(Saved data entries)
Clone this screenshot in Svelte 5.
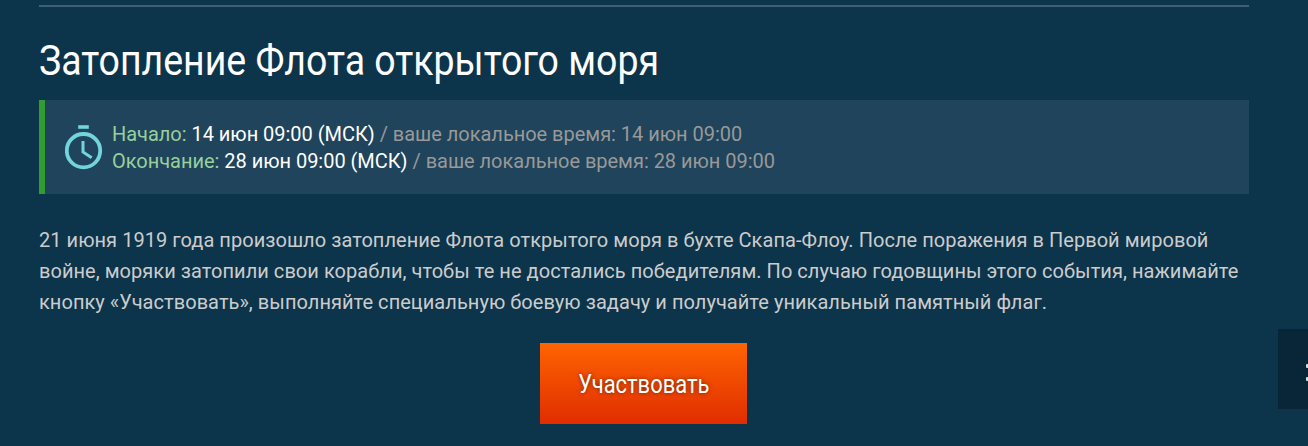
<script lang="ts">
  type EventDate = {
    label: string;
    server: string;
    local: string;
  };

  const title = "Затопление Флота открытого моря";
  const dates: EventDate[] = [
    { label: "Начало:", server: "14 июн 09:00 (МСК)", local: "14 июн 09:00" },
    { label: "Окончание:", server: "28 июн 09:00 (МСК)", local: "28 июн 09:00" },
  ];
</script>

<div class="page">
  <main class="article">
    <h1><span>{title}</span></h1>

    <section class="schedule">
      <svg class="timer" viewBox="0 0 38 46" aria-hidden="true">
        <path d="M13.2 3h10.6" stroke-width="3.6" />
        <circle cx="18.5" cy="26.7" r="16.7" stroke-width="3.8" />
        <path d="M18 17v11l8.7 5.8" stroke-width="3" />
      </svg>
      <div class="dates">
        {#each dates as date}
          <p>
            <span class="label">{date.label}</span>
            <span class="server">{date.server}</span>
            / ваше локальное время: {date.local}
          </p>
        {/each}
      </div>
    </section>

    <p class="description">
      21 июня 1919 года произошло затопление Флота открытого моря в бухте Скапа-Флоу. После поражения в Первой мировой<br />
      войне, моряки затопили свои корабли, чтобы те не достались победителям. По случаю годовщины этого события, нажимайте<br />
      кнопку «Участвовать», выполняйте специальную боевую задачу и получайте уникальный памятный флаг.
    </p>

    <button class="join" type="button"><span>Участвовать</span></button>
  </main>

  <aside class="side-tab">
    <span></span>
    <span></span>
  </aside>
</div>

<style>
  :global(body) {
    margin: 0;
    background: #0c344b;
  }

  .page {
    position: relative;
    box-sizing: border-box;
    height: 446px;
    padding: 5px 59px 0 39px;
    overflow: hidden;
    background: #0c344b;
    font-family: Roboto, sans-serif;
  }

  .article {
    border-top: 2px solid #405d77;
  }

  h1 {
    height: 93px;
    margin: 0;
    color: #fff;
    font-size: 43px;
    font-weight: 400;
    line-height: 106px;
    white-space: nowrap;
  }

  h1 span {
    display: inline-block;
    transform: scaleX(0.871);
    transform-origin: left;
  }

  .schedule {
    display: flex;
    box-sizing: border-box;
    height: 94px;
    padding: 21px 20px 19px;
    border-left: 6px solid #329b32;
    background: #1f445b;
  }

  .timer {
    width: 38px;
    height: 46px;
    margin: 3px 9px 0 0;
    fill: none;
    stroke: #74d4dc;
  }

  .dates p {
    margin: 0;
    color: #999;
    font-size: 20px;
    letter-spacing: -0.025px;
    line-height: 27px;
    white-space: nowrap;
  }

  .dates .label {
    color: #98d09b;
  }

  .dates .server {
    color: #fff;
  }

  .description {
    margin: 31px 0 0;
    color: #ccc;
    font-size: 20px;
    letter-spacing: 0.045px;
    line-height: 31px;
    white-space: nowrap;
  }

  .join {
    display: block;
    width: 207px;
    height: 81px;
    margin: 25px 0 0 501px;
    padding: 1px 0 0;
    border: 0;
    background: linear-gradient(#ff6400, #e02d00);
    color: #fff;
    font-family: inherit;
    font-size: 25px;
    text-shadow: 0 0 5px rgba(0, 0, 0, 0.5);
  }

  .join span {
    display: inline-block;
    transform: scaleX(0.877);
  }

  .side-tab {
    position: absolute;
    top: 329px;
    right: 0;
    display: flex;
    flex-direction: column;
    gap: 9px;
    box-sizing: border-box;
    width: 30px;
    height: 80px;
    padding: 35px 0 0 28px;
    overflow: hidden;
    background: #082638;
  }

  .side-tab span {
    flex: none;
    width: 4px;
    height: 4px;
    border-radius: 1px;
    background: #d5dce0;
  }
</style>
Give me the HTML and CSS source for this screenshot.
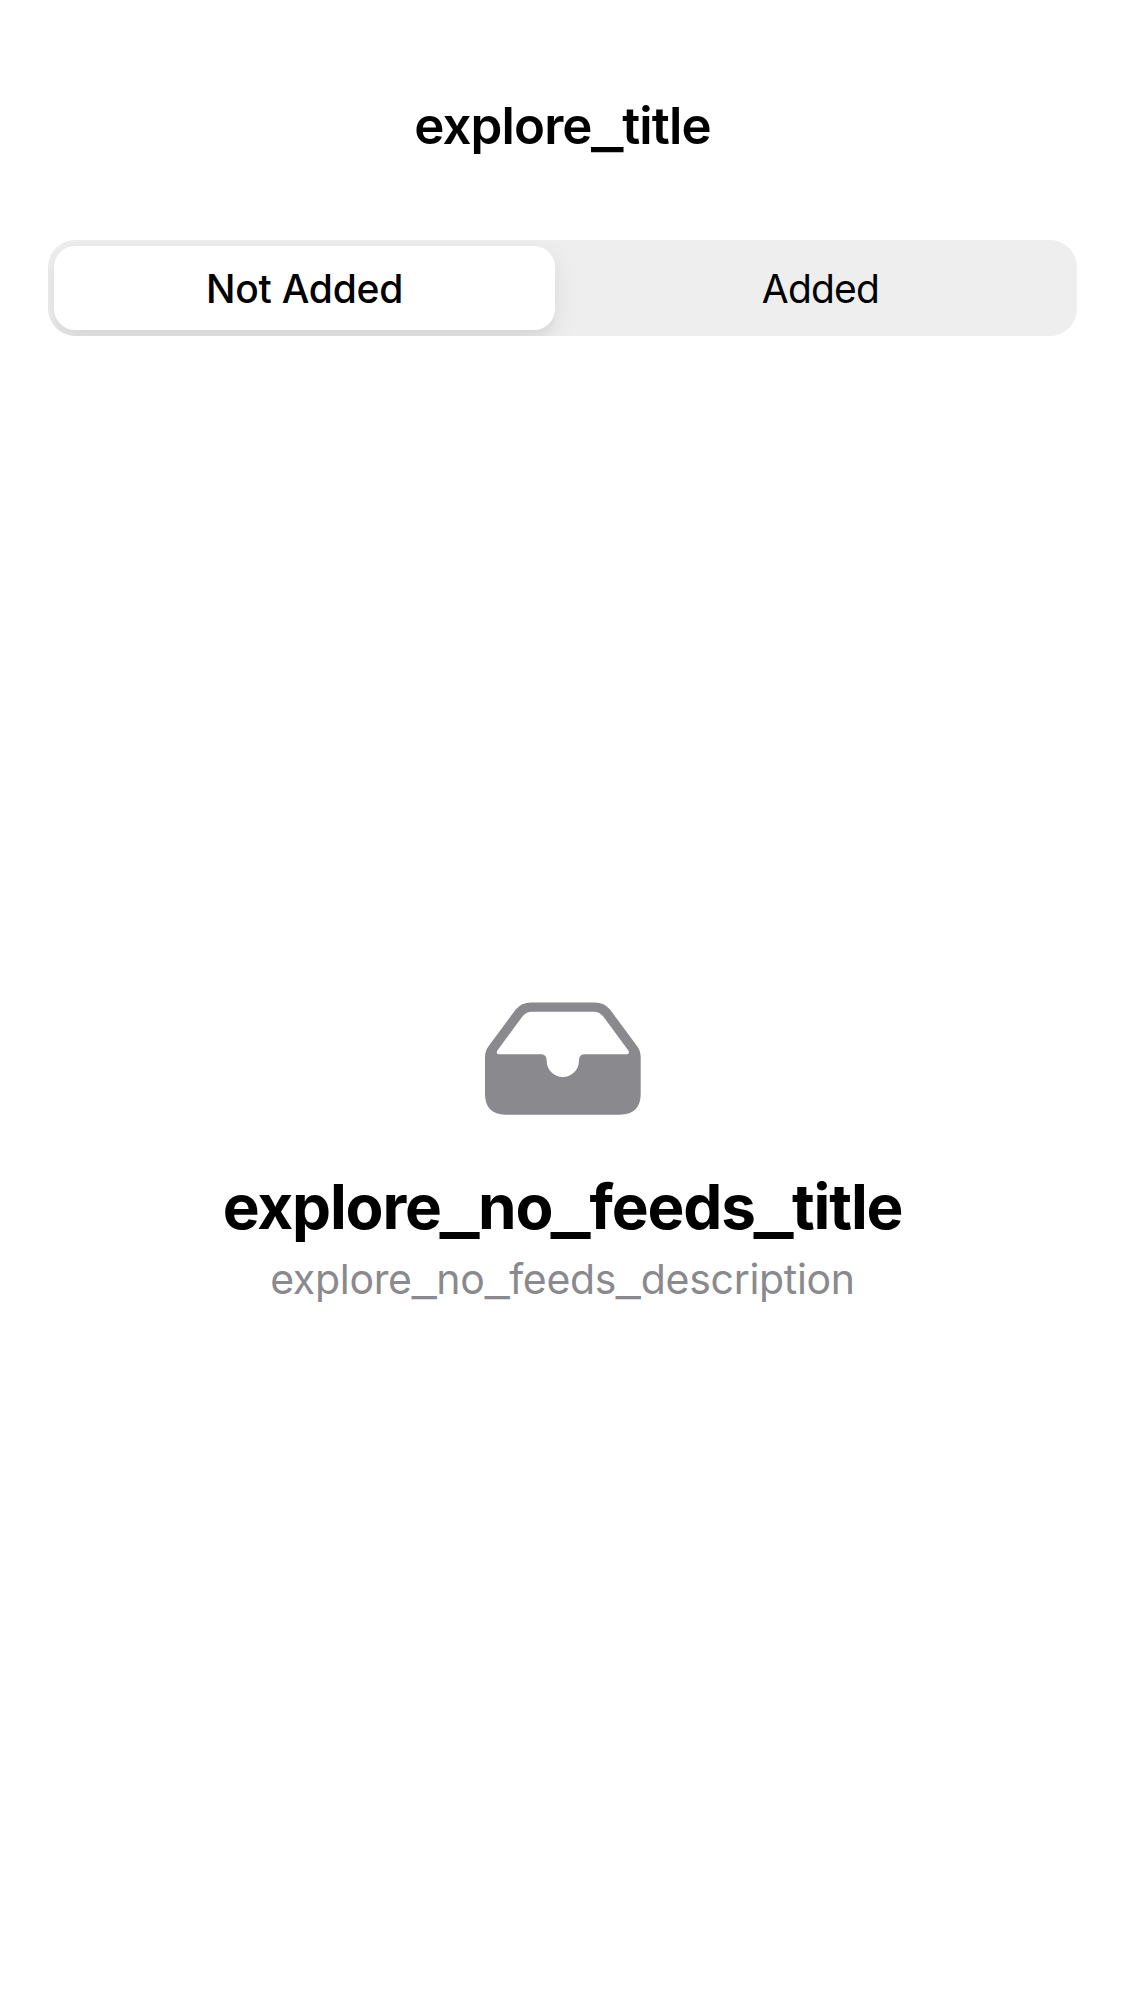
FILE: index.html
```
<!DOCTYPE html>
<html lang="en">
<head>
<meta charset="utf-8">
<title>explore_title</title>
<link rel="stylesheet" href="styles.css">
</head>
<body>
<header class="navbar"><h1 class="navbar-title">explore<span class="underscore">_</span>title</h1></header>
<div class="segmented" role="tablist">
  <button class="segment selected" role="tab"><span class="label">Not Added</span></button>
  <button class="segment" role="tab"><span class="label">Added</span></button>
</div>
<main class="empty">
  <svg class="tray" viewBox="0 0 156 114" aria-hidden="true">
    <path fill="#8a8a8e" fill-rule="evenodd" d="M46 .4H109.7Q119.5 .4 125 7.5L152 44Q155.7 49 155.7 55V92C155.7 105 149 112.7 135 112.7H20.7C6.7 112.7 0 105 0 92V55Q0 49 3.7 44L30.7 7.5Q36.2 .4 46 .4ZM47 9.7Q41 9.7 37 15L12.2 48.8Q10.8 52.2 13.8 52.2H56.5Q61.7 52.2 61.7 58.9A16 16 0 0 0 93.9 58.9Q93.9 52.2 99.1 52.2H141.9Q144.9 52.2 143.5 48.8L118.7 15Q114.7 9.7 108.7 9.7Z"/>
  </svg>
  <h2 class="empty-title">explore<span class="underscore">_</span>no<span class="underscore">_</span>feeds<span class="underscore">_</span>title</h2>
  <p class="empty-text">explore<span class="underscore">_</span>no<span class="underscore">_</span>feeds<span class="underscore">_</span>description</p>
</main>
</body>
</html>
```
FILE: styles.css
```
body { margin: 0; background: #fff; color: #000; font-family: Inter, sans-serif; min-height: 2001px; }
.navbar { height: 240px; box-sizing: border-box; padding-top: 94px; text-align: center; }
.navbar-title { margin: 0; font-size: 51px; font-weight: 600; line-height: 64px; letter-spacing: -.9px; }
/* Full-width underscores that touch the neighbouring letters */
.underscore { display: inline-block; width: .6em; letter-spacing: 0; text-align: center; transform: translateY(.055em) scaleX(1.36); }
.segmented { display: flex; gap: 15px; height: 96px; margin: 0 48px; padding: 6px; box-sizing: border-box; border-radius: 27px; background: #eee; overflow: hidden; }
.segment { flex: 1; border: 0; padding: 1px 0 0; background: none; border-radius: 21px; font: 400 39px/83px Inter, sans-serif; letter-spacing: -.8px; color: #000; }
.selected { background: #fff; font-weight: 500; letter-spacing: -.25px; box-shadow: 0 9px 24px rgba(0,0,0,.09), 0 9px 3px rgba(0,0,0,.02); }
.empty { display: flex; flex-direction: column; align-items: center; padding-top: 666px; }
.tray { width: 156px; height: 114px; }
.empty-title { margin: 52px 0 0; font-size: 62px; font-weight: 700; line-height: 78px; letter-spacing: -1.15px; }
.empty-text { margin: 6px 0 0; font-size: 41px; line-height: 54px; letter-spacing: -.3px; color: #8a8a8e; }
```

--- What is required ---
Check every line of the records above for the string "this" and say how many contain it, giving the number alone.

--- Written answer ---
2